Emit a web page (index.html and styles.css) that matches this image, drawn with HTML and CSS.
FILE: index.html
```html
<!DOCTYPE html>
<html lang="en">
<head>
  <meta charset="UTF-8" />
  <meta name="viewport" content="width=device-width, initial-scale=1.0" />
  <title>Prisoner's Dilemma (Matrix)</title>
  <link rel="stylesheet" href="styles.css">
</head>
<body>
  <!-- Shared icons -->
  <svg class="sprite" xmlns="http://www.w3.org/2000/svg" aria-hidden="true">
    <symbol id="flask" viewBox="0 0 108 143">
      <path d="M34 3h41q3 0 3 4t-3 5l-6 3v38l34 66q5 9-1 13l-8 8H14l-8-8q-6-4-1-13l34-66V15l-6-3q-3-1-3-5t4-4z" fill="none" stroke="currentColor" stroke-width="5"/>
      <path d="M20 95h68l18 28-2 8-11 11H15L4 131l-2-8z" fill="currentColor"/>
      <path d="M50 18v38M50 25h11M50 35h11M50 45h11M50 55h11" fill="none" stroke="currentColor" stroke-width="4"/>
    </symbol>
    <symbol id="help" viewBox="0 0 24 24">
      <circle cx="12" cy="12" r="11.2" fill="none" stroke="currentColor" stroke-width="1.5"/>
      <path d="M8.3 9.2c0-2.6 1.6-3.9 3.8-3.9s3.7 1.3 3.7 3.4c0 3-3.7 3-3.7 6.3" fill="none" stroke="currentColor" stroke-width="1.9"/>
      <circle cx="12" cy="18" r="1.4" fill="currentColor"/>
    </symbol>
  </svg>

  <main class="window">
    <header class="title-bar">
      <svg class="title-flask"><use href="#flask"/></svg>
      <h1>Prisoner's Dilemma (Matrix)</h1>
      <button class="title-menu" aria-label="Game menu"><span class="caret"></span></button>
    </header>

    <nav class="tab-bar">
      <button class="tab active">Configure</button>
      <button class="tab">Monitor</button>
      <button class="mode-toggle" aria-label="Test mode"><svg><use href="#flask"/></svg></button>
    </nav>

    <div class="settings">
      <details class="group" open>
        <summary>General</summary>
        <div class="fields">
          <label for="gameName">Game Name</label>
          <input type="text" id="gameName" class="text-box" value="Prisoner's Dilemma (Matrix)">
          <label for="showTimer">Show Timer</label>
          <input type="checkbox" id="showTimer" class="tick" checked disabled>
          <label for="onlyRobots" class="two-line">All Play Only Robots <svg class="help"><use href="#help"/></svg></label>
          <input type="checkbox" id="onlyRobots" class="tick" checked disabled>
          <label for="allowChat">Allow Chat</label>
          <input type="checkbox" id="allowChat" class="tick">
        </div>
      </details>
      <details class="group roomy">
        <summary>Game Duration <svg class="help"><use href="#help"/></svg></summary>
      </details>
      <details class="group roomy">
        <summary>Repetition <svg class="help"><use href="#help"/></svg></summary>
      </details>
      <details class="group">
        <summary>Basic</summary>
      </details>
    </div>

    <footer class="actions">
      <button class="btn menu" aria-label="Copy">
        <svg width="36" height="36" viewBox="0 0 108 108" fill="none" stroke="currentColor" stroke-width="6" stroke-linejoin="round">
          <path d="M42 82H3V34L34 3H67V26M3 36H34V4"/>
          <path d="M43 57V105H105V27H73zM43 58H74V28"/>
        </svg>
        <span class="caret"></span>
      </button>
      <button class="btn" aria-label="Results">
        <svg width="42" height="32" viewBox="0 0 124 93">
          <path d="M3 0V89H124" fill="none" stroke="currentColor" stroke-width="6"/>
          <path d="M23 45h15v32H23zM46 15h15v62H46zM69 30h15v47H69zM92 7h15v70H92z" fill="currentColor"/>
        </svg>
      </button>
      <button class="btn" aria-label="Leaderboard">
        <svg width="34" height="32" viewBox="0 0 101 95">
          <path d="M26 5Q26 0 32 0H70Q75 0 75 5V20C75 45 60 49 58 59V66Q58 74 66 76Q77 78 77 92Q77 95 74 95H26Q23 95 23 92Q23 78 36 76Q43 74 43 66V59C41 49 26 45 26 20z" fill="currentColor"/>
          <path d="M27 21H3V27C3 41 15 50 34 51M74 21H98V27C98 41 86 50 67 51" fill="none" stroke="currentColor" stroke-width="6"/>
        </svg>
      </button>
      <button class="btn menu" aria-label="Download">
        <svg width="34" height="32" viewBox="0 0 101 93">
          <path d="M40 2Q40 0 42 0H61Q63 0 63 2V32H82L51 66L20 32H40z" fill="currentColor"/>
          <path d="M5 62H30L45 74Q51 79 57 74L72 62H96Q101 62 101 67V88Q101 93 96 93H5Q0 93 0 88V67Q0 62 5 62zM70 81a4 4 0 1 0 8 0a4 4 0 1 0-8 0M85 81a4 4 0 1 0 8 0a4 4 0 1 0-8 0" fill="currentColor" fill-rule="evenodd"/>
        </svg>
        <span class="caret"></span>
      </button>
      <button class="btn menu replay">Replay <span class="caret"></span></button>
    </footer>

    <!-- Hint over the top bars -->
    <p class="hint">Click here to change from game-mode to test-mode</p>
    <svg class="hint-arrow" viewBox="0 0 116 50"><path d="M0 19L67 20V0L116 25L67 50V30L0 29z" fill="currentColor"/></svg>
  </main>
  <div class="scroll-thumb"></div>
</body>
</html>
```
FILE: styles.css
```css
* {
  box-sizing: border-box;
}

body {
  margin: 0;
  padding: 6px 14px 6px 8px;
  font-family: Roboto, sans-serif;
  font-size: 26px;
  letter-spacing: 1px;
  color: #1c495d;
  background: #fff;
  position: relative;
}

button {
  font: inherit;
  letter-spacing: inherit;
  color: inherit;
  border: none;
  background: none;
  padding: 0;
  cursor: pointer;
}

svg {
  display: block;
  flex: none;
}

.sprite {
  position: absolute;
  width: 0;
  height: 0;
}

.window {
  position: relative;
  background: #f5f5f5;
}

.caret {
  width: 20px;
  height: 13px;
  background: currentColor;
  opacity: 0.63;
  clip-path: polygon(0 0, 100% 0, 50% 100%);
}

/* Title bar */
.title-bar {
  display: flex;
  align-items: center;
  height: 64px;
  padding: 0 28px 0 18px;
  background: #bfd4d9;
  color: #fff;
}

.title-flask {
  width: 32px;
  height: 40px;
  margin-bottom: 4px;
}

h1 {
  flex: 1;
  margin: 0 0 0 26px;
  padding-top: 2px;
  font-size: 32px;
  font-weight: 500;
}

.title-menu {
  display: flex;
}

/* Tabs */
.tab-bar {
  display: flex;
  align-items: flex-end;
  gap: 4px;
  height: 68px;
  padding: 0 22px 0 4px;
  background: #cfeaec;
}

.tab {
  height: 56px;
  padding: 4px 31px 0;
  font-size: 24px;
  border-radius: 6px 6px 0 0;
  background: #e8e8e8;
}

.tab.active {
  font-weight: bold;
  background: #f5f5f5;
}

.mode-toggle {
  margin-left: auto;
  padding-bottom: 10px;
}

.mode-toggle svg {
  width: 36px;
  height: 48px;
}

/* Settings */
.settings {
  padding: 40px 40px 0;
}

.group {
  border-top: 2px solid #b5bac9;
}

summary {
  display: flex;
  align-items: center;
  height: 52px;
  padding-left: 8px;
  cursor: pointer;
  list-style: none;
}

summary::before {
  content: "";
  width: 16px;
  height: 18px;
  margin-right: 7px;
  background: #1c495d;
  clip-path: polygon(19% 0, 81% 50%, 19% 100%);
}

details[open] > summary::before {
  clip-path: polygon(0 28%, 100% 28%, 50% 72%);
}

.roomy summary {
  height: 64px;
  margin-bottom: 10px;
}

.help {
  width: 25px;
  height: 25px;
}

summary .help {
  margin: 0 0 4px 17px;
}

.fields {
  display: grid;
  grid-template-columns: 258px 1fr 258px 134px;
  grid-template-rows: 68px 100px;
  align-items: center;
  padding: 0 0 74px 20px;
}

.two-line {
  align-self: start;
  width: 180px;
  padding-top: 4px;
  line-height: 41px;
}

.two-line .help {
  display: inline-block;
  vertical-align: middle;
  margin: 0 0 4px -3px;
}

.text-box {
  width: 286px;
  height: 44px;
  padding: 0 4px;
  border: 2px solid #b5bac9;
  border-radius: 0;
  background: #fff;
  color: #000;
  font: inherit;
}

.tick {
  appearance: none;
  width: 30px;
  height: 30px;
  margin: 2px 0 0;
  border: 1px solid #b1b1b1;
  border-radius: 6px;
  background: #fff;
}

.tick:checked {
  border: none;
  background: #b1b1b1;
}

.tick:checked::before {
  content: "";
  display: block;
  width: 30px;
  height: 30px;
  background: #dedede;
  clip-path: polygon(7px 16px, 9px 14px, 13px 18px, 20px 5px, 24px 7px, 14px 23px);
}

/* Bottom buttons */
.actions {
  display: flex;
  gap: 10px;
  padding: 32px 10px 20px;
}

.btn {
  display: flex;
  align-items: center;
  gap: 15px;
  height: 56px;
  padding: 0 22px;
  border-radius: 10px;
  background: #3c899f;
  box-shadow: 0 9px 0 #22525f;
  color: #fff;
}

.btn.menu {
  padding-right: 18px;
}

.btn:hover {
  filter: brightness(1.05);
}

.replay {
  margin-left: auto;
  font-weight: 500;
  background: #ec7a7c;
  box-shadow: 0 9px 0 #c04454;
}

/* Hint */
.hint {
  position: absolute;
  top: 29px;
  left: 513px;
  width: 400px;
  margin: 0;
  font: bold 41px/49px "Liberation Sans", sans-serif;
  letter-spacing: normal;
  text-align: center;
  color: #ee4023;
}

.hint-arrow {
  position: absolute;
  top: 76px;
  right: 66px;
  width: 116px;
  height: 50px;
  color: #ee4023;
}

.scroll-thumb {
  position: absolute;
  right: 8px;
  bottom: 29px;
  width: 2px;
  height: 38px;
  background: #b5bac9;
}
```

##########

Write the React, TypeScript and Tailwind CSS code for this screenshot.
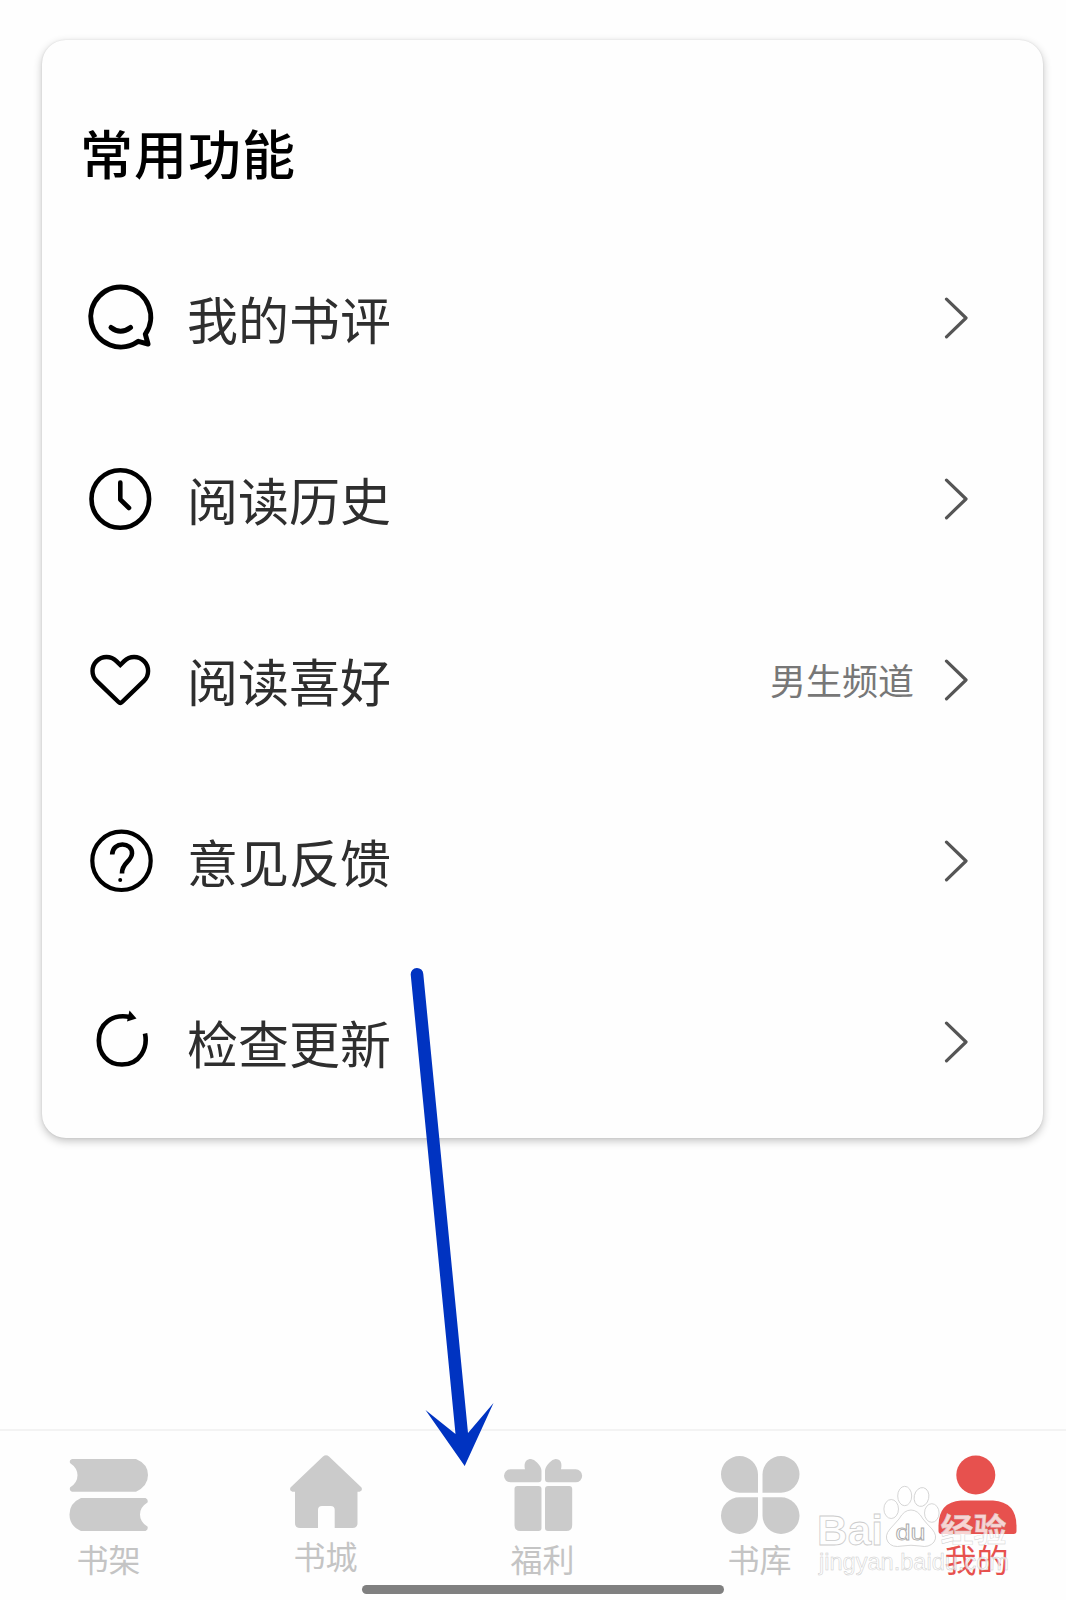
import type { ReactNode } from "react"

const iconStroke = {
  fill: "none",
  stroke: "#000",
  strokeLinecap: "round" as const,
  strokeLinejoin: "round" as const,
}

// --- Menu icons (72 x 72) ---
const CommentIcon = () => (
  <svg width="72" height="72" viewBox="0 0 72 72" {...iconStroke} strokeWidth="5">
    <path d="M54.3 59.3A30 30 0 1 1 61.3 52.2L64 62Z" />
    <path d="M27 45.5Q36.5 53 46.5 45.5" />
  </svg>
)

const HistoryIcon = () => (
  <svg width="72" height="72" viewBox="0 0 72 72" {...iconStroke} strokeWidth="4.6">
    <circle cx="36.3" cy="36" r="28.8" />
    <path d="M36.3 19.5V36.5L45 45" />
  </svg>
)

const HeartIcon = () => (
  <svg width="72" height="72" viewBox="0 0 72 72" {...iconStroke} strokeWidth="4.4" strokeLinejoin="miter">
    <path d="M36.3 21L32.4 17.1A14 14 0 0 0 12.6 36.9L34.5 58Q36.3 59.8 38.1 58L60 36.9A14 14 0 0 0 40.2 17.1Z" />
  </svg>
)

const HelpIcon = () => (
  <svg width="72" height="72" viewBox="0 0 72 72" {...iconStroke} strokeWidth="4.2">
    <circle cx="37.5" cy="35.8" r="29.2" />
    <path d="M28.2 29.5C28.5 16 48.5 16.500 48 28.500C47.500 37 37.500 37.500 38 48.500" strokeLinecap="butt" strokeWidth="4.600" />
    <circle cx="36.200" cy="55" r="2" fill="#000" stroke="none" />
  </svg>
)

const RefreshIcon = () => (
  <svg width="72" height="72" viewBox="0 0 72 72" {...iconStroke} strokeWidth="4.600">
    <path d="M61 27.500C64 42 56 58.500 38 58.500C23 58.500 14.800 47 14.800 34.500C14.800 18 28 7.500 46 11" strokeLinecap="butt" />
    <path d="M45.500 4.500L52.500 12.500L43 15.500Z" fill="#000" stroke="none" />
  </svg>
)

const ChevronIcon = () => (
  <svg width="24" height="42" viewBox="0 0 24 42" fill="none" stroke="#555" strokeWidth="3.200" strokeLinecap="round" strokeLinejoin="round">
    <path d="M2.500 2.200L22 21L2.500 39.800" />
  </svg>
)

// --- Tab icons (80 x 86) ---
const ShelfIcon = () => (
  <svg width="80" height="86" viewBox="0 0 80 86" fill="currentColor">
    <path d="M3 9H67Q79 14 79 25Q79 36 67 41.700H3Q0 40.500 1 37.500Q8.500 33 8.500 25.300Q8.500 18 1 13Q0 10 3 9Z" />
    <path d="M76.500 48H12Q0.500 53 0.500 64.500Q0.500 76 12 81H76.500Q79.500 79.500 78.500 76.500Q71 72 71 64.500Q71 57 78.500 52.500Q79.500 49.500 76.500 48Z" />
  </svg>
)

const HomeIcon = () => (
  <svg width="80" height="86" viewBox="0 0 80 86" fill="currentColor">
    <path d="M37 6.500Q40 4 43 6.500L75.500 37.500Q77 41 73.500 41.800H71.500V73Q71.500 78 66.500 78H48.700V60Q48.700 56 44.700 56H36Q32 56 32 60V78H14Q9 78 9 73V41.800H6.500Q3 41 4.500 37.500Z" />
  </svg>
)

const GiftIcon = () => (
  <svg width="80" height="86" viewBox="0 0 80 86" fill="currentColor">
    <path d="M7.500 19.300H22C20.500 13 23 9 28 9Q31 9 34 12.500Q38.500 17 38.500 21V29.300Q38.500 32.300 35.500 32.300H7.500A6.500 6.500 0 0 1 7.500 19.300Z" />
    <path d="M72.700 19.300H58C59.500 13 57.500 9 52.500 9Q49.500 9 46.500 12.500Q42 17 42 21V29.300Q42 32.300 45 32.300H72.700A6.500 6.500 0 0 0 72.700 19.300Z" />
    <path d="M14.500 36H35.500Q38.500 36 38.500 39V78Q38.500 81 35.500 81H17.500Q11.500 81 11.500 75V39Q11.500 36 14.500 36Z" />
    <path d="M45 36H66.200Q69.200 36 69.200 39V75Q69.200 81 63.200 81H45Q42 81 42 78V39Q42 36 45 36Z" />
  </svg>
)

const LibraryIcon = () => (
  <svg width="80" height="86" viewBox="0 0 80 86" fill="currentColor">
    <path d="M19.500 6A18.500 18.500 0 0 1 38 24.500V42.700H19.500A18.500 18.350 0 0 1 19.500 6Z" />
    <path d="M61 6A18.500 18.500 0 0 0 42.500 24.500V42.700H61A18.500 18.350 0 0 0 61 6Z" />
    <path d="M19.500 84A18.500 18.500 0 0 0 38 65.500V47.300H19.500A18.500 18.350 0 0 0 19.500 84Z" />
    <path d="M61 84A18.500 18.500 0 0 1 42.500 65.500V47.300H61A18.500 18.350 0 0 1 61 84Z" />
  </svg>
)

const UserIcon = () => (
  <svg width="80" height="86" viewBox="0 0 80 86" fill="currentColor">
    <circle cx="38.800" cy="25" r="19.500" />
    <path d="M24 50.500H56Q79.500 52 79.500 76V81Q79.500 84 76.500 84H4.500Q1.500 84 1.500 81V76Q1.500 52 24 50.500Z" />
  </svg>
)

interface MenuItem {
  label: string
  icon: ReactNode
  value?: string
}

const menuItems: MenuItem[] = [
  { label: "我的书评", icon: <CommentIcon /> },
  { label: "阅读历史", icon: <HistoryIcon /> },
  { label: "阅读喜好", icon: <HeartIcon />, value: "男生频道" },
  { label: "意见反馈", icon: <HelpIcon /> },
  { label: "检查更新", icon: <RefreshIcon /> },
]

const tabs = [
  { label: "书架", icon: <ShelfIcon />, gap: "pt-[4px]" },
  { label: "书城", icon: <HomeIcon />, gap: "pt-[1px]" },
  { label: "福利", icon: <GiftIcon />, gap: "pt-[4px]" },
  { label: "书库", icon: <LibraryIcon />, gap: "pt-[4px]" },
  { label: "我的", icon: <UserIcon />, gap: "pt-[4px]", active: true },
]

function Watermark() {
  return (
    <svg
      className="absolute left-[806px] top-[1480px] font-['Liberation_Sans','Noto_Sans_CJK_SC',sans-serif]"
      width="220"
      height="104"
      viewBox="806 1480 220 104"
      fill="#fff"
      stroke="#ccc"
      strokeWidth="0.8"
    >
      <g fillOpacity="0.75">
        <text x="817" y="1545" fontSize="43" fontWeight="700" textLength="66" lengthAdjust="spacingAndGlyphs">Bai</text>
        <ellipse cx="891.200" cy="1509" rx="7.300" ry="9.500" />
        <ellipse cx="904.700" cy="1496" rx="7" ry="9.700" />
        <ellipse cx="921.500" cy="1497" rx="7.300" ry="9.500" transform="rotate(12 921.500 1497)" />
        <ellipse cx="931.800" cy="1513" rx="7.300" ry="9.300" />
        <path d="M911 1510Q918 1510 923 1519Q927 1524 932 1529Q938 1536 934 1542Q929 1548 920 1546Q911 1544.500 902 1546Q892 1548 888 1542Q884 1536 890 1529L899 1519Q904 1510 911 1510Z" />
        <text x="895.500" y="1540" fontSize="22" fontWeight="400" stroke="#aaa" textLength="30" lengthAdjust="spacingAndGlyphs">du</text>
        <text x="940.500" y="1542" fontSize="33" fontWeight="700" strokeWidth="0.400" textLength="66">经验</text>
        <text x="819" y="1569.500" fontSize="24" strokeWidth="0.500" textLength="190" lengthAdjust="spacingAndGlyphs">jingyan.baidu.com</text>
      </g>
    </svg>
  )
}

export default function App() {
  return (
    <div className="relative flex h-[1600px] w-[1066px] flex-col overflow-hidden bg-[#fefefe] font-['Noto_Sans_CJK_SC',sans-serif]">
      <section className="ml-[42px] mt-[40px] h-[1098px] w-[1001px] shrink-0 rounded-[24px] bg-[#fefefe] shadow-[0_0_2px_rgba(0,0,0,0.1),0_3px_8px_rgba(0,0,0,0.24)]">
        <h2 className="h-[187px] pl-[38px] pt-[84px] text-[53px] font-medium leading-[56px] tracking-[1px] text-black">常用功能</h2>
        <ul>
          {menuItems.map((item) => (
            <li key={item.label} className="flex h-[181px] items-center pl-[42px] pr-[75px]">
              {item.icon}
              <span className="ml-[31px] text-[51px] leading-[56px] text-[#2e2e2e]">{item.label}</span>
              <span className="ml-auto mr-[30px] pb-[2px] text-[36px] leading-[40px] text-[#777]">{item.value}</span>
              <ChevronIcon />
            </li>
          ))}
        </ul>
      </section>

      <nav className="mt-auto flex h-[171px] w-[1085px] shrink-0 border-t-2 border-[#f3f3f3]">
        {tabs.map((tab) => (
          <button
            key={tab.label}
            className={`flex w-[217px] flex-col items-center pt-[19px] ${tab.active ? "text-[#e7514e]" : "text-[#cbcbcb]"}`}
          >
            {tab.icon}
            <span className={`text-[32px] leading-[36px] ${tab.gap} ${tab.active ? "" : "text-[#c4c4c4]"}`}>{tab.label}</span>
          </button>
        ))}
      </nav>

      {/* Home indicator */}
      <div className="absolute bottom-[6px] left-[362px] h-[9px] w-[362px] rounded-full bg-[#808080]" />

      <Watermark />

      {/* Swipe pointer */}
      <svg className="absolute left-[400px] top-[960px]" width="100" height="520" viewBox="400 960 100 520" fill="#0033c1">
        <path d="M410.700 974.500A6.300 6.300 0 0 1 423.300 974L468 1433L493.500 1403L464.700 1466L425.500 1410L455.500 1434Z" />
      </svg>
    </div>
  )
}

##########

** What you need to do **
Using the records above, gather all lines where the string "index" is present.

** Answer to this exercise **
Emit a web page (index.html and styles.css) that matches this image, drawn with HTML and CSS.
FILE: index.html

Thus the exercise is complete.